Fire Damages Pratt Building

The fire did not spread beyond the school’s campus on Willoughby Avenue in Clinton Hill, but two firefighters suffered minor injuries.

NEW YORK — The fire-ravaged Main Building on Pratt Institute’s Brooklyn campus will easily require months of repairs before it will be safe enough for students to return to class there.

That was the word from Brooklyn fire officials Friday night after an early-morning four-alarm blaze swept through the historic structure earlier in the day. Thirty-nine fire engines were called to the scene at 2:13 a.m., with 168 firefighters battling the blaze for two hours. A team of fire marshals is currently investigating the cause, according to Jim Long, director of public information for the Brooklyn Fire Department.

The most substantial damage was found on the fifth and sixth floors of the building, which houses art studios, among other things. That area must be cleared up and structurally stabilized before students will be allowed to return. There is also extensive water and smoke damage throughout the building, Long said.

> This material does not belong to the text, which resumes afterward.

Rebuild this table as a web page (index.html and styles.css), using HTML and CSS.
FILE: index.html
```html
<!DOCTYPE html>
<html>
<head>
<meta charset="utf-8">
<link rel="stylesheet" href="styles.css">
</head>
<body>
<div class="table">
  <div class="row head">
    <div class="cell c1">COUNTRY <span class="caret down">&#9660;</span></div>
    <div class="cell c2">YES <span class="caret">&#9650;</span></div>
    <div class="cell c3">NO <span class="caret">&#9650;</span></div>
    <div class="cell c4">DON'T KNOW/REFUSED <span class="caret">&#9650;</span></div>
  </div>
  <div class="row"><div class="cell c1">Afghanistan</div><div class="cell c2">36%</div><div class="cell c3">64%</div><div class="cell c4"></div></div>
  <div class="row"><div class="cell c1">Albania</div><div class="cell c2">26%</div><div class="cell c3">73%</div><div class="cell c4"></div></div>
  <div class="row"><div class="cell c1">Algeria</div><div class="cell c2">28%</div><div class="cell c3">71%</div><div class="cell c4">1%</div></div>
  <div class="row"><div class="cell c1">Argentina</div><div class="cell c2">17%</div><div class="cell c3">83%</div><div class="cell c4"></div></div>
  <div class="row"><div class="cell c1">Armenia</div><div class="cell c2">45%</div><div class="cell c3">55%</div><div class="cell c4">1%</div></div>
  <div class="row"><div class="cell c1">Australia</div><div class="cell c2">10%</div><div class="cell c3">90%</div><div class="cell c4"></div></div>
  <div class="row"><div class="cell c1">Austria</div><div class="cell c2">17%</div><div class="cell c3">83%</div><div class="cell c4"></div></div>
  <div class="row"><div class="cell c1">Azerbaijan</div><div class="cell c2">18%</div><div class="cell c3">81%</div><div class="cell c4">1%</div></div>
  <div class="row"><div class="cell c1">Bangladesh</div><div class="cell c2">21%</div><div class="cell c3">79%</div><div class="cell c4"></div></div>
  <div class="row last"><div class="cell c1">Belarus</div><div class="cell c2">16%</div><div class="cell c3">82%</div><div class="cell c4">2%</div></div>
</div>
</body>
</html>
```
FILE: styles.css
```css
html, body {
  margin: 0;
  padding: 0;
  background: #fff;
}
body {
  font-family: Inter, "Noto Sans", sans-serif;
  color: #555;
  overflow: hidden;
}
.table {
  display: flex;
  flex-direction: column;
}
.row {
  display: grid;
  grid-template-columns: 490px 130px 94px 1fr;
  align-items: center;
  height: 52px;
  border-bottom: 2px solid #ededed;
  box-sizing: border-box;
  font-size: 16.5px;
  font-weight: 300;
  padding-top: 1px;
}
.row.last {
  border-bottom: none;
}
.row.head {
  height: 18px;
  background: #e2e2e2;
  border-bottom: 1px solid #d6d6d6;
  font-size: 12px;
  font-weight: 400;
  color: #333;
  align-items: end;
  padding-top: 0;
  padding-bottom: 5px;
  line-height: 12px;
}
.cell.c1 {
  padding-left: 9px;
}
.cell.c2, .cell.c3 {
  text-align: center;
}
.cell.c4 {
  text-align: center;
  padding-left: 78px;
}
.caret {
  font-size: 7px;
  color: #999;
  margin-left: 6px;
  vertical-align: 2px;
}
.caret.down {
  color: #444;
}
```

The fire did not spread beyond the school’s campus on Willoughby Avenue in Clinton Hill, but two firefighters suffered minor injuries.

Late Sunday, the school said its South Hall would reopen Monday and that all classes normally held in the Main Building had been relocated.

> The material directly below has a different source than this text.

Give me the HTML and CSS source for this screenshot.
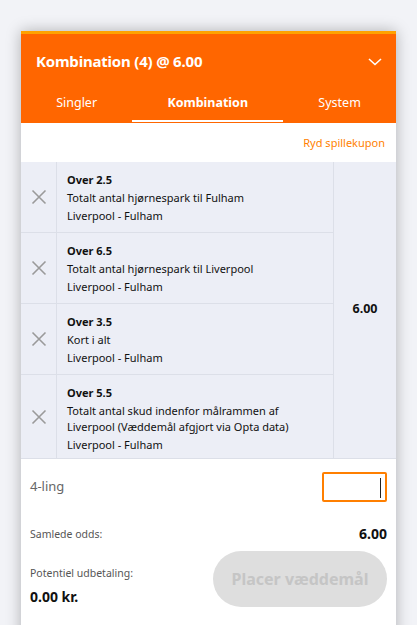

“The six-story building’s roof and its sixth floor were gutted. The fifth floor was badly damaged by the fire and there is water damage throughout the building,” the school said. “The historic Main Building, which was built in 1887, houses fine art classes and studios in addition to administrative offices.”

Long declined to estimate how long the investigation will take, noting that in addition to gathering evidence on the scene and submitting some of that for further testing, fire marshals will be conducting interviews among other things.

Pratt’s 25-acre Brooklyn campus is of historic significance. The school’s Main Hall and South Hall, as well as the library and Memorial Hall, were listed on the National Register of Historic Places. They are also part of a national historic district that consists of 36 buildings built between 1885 and 1936.

When Pratt’s library opened in 1888, it was not only for students but also the general public, making it the first free public library in Brooklyn. Architect William Tubby of Brooklyn saw to it that the decor was done by the Tiffany Glass and Decorating Company.

Many relatives of Pratt founder Charles Pratt turned up last fall at the school’s 125th anniversary gala at the Waldorf-Astoria hotel. There, the school’s president, Thomas Schutte, and chair Bruce Gitlin helped raise more than $1 million for scholarships with the help of 500 guests including Juan Montoya, Karim Rashid, Pamela Auchincloss, Stefan Sagmeister and Kurt Gutenbrunner.